As for the prompt, there are three options: 1. No prompt. 2. Automatically generate a prompt (e.g., using Pllava). 3. Manually write the prompt. You can put the txt file in the input/text/.

Step 3: Change the path

You need to change the paths in video_super_resolution/scripts/inference_sr.sh to your local corresponding paths, including video_folder_path, txt_file_path, model_path, and save_dir.

Step 4: Running inference command

bash video_super_resolution/scripts/inference_sr.sh

2. CogVideoX-based

Refer to these instructions for inference with the CogVideX-5B-based model.

Please note that the CogVideX-5B-based model supports only 720x480 input.

🌈 Training

Step 1: Download the pretrained VEnhancer.

Step 2: Prepare training data, structured as follows:

/dataset/
    ├── gt/        # Ground-truth high-quality videos
    │   ├── video1.mp4
    │   ├── video2.mp4
    │   └── ...
    ├── lq/        # Low-quality input videos
    │   ├── video1.mp4
    │   ├── video2.mp4
    │   └── ...
    └── text/      # Text prompts corresponding to each video
        ├── video1.txt
        ├── video2.txt
        └── ...

Follow this instruction to generate training data.

Step 3: Training for STAR (I2VGen-XL-based)
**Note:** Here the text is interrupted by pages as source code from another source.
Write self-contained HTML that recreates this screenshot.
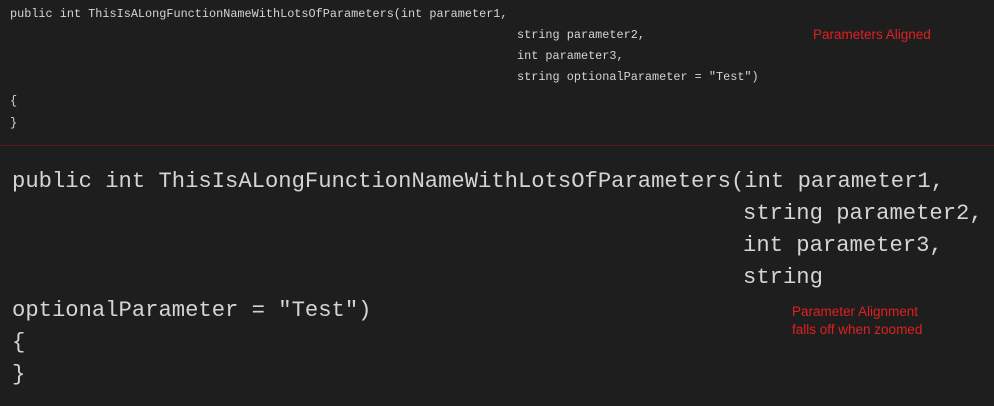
<!DOCTYPE html>
<html><head><meta charset="utf-8"><style>
html,body{margin:0;padding:0;background:#1e1e1e;width:994px;height:406px;overflow:hidden;position:relative}
.l{position:absolute;white-space:pre;color:#d4d4d4;font-family:"Liberation Mono",monospace}
.s{font-size:11.85px;line-height:14px}
.b{font-size:22.2px;line-height:26px}
.r{position:absolute;color:#e02020;font-family:"Liberation Sans",sans-serif;font-size:13.5px;line-height:18px;white-space:pre}
.sep{position:absolute;left:0;top:145px;width:994px;height:1px;background:#5a1818}
</style></head><body>
<div class="l s" style="left:10px;top:7px">public int ThisIsALongFunctionNameWithLotsOfParameters(int parameter1,</div>
<div class="l s" style="left:517px;top:28px">string parameter2,</div>
<div class="l s" style="left:517px;top:49px">int parameter3,</div>
<div class="l s" style="left:517px;top:70px">string optionalParameter = "Test")</div>
<div class="l s" style="left:10px;top:94px">{</div>
<div class="l s" style="left:10px;top:116px">}</div>
<div class="r" style="left:813px;top:26px">Parameters Aligned</div>
<div class="sep"></div>
<div class="l b" style="left:12px;top:169px">public int ThisIsALongFunctionNameWithLotsOfParameters(int parameter1,</div>
<div class="l b" style="left:743px;top:201px">string parameter2,</div>
<div class="l b" style="left:743px;top:233px">int parameter3,</div>
<div class="l b" style="left:743px;top:265px">string</div>
<div class="l b" style="left:12px;top:298px">optionalParameter = "Test")</div>
<div class="l b" style="left:12px;top:330px">{</div>
<div class="l b" style="left:12px;top:362px">}</div>
<div class="r" style="left:792px;top:303px">Parameter Alignment
falls off when zoomed</div>
</body></html>
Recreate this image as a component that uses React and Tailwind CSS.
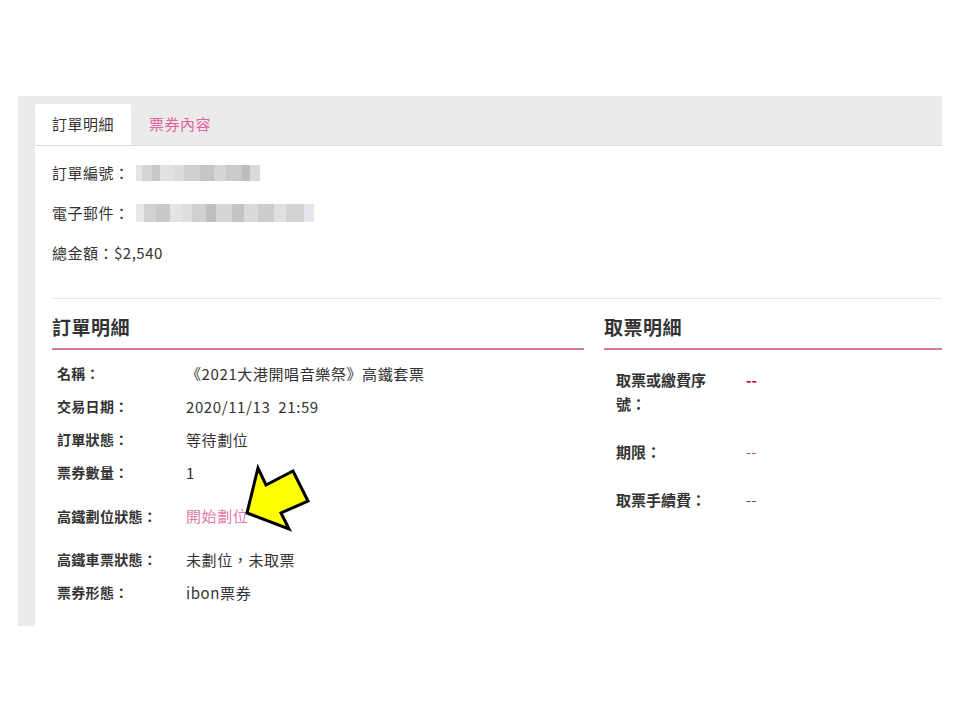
import React from 'react';

const FONT = { fontFamily: '"Noto Sans CJK TC", "Noto Sans", sans-serif' };

// Pixelated placeholder for redacted values
const Blur = ({ blocks, height }) => (
  <span className="inline-flex items-stretch ml-[6px]" style={{ height }}>
    {blocks.map(([w, c], i) => (
      <span key={i} style={{ width: w, background: c }} />
    ))}
  </span>
);

const orderBlocks = [
  [6, '#e6e6e6'], [10, '#d4d4d4'], [8, '#c8c8c8'], [14, '#e2e2e2'], [10, '#dcdcdc'],
  [16, '#cfcfcf'], [14, '#c6c6c6'], [12, '#d6d6d6'], [16, '#cbcbcb'], [8, '#bdbdbd'], [10, '#d9d9d9'],
];
const mailBlocks = [
  [8, '#e8e8e8'], [12, '#d2d2d2'], [14, '#c9c9c9'], [12, '#e4e4e4'], [10, '#dedede'],
  [14, '#d0d0d0'], [10, '#bfbfbf'], [16, '#d6d6d6'], [12, '#c4c4c4'], [14, '#dadada'],
  [16, '#cdcdcd'], [12, '#e0e0e0'], [18, '#d3d3d3'], [10, '#e6e6ee'],
];

const leftRows = [
  { label: '名稱：', value: '《2021大港開唱音樂祭》高鐵套票' },
  { label: '交易日期：', value: '2020/11/13\u00a0\u00a021:59' },
  { label: '訂單狀態：', value: '等待劃位' },
  { label: '票券數量：', value: '1' },
  { label: '高鐵劃位狀態：', value: '開始劃位', pink: true, tall: true },
  { label: '高鐵車票狀態：', value: '未劃位，未取票' },
  { label: '票券形態：', value: 'ibon票券' },
];

// Yellow callout arrow pointing at the seat booking link
const Arrow = () => (
  <svg className="absolute left-[54px] top-[-45px] pointer-events-none" width="75" height="75" viewBox="240 462 75 75">
    <polygon
      points="247,514 258,469 266,486 293,472 308,502 281,514 289,530"
      fill="#ffff00"
      stroke="#000"
      strokeWidth="3"
      strokeLinejoin="miter"
    />
  </svg>
);

export default function App() {
  return (
    <div className="min-h-[720px] bg-white pt-[96px] px-[18px] text-[#333]" style={FONT}>
      <div className="bg-[#ebebeb] pl-[17px]">
        {/* Tabs */}
        <div className="h-[50px] flex items-end border-b border-[#dcdcdc]">
          <div className="h-[41px] w-[96px] bg-white rounded-t-[3px] flex items-center justify-center text-[15px] tracking-[0.5px] text-[#333]">
            訂單明細
          </div>
          <div className="h-[41px] px-[18px] flex items-center text-[15px] tracking-[0.5px] text-[#e1619c]">
            票券內容
          </div>
        </div>

        <div className="bg-white pl-[17px] pb-[17px]">
          {/* Summary */}
          <div className="pt-[7px] text-[15px] tracking-[0.5px]">
            <div className="h-[40px] flex items-center">
              訂單編號：<Blur blocks={orderBlocks} height={16} />
            </div>
            <div className="h-[40px] flex items-center">
              電子郵件：<Blur blocks={mailBlocks} height={18} />
            </div>
            <div className="h-[40px] flex items-center">總金額：$2,540</div>
          </div>

          <div className="mt-[25px] border-t border-[#e6e6e6]" />

          <div className="flex gap-[20px] pt-[14px]">
            {/* Order details */}
            <div className="w-[532px]">
              <h2 className="text-[19px] font-bold leading-[28px] pb-[7px] border-b-2 border-[#d27a9f] tracking-[0.5px]">
                訂單明細
              </h2>
              <div className="pt-[7px] pl-[5px]">
                {leftRows.map((r) => (
                  <div key={r.label} className={`flex items-center ${r.tall ? 'h-[54px]' : 'h-[33px]'}`}>
                    <div className="w-[129px] text-[14px] font-bold tracking-[0.3px]">{r.label}</div>
                    <div className={`relative text-[15px] leading-[20px] tracking-[0.6px] ${r.pink ? 'text-[#e27aa8]' : 'text-[#333]'}`}>
                      {r.value}
                      {r.pink && <Arrow />}
                    </div>
                  </div>
                ))}
              </div>
            </div>

            {/* Pickup details */}
            <div className="flex-1">
              <h2 className="text-[19px] font-bold leading-[28px] pb-[7px] border-b-2 border-[#d27a9f] tracking-[0.5px]">
                取票明細
              </h2>
              <div className="pt-[18px] pl-[12px] text-[15px] leading-[24px] flex flex-col gap-[24px]">
                <div className="flex">
                  <div className="w-[130px]">
                    <div className="w-[100px] font-bold">取票或繳費序號：</div>
                  </div>
                  <div className="font-bold text-[#c4003c]">--</div>
                </div>
                <div className="flex">
                  <div className="w-[130px] font-bold">期限：</div>
                  <div className="text-[#e0507a]">--</div>
                </div>
                <div className="flex">
                  <div className="w-[130px] font-bold">取票手續費：</div>
                  <div className="text-[#555]">--</div>
                </div>
              </div>
            </div>
          </div>
        </div>
      </div>
    </div>
  );
}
bash video_super_resolution/scripts/train_sr.sh

--pretrained_model_path: path to the pretrained VEnhancer.

--checkpointing_steps: save a model checkpoint every N training steps.

--num_frames: length of each training video.

❤️ Acknowledgments

This project is based on I2VGen-XL, VEnhancer, CogVideoX and OpenVid-1M. Thanks for their awesome works.

🎓Citations

If our project helps your research or work, please consider citing our paper:

@misc{xie2025starspatialtemporalaugmentationtexttovideo,
      title={STAR: Spatial-Temporal Augmentation with Text-to-Video Models for Real-World Video Super-Resolution}, 
      author={Rui Xie and Yinhong Liu and Penghao Zhou and Chen Zhao and Jun Zhou and Kai Zhang and Zhenyu Zhang and Jian Yang and Zhenheng Yang and Ying Tai},
      year={2025},
      eprint={2501.02976},
      archivePrefix={arXiv},
      primaryClass={cs.CV},
      url={https://arxiv.org/abs/2501.02976}, 
}

📧 Contact

If you have any inquiries, please don't hesitate to reach out via email at ruixie0097@gmail.com

📄 License

I2VGen-XL-based models are distributed under the terms of the MIT License.

CogVideoX-5B-based model is distributed under the terms of the CogVideoX License.